PROBLEM TO WORK ON:
Copy out each line of the data that holds the word "components".

GIVEN MATERIAL:
--- BEGIN ---

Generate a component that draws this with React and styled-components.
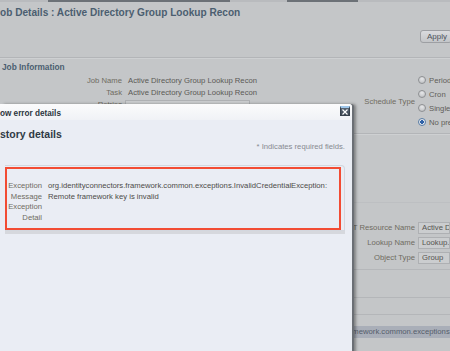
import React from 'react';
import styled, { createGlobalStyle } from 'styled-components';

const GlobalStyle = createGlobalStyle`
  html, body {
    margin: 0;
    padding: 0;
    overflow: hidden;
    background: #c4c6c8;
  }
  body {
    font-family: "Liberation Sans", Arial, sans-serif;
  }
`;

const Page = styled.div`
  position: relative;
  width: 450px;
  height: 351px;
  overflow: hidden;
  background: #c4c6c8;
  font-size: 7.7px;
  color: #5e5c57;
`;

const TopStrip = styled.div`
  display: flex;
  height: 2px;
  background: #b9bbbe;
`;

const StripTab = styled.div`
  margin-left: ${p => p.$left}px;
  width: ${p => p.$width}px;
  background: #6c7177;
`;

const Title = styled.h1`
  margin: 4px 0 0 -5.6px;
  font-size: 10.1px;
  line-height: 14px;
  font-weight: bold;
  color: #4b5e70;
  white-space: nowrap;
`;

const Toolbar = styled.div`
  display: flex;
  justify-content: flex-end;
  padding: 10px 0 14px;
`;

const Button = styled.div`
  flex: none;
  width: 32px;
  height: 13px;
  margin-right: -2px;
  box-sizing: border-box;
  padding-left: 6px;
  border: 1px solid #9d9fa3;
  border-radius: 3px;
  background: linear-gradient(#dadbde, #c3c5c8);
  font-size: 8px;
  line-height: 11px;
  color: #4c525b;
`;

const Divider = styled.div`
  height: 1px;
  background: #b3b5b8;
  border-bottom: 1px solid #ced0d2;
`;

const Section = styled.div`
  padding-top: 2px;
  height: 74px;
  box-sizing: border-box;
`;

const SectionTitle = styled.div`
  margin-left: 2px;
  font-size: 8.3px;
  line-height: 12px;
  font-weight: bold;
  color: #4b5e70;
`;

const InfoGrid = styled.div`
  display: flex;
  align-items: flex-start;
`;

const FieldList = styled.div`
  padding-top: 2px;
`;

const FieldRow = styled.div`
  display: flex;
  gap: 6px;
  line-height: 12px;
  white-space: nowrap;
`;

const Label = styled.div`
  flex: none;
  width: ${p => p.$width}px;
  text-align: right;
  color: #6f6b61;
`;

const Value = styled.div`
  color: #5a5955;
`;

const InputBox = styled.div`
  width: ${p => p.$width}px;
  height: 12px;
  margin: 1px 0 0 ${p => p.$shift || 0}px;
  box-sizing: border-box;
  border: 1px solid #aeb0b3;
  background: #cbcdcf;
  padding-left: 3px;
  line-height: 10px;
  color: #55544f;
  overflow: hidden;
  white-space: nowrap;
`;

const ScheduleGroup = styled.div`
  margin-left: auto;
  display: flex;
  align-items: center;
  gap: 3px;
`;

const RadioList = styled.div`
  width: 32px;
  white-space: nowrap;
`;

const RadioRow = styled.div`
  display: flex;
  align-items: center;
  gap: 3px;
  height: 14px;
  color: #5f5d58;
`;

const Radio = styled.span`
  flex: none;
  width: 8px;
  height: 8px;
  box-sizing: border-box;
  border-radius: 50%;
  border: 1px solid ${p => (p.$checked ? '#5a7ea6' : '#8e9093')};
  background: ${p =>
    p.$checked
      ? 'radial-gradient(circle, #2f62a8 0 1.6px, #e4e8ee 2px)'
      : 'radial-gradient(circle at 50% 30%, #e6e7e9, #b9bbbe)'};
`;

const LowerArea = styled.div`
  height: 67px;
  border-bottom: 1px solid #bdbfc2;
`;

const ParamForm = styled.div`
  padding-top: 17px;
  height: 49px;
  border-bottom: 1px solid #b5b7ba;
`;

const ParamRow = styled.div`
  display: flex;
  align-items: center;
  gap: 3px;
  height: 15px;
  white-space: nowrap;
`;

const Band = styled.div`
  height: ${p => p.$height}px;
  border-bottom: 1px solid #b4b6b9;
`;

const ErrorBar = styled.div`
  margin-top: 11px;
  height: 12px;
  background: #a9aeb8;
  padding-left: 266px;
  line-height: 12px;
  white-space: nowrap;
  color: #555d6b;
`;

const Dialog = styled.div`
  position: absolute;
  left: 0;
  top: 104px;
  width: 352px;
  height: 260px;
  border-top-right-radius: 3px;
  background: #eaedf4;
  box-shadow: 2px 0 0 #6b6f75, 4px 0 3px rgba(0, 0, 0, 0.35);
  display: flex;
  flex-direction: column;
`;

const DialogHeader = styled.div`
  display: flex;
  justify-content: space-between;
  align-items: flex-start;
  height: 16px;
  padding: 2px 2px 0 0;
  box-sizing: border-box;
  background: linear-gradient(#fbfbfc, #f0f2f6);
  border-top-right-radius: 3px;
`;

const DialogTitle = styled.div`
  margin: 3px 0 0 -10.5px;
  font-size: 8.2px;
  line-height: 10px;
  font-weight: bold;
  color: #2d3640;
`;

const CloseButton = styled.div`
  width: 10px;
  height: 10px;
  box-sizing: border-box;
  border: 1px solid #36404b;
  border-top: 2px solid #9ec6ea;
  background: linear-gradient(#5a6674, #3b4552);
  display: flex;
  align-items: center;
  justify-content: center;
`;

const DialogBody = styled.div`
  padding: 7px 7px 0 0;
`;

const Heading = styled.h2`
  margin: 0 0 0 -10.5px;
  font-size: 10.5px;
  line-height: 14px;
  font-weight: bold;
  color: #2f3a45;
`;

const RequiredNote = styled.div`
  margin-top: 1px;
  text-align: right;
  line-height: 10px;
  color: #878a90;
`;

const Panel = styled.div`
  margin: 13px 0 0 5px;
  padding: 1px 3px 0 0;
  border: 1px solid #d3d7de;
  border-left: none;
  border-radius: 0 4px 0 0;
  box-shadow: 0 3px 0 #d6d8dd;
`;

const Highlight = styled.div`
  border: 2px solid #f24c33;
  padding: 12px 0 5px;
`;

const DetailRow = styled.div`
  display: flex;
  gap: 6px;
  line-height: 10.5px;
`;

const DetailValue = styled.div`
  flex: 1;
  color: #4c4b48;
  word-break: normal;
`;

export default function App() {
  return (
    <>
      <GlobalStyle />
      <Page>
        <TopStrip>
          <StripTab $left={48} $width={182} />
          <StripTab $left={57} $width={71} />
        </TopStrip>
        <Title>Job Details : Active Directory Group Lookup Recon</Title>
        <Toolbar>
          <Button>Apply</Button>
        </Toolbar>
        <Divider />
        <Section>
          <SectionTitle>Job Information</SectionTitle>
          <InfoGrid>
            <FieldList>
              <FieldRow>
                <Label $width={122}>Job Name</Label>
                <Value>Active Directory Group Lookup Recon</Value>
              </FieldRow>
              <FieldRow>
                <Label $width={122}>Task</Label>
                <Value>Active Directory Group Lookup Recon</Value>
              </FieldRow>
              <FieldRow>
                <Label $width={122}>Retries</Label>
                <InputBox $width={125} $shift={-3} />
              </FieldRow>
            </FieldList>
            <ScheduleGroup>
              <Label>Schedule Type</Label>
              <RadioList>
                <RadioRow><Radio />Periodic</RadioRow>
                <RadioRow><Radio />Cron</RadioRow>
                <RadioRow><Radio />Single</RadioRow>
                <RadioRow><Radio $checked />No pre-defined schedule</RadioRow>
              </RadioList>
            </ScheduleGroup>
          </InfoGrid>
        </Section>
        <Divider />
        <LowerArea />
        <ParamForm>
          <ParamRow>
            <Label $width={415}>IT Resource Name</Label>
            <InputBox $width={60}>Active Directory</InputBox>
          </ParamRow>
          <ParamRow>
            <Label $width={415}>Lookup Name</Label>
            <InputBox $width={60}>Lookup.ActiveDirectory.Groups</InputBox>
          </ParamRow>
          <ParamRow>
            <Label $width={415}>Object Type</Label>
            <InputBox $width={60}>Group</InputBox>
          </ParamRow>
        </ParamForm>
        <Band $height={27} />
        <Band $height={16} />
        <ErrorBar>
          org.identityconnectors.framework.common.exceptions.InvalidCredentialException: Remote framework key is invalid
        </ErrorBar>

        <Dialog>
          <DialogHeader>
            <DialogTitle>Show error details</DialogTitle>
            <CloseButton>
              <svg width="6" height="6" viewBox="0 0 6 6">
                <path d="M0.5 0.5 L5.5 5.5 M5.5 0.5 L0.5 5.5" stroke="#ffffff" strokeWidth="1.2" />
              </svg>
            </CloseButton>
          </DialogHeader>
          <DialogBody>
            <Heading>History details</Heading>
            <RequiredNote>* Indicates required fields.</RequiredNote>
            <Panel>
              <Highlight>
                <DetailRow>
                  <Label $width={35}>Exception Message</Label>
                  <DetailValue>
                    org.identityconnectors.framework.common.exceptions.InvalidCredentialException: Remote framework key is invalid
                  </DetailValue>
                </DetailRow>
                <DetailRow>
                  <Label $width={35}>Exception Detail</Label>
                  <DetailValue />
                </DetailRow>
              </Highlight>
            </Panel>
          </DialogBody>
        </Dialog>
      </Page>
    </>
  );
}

--- END ---

THE OUTPUT:
Generate a component that draws this with React and styled-components.
import styled, { createGlobalStyle } from 'styled-components';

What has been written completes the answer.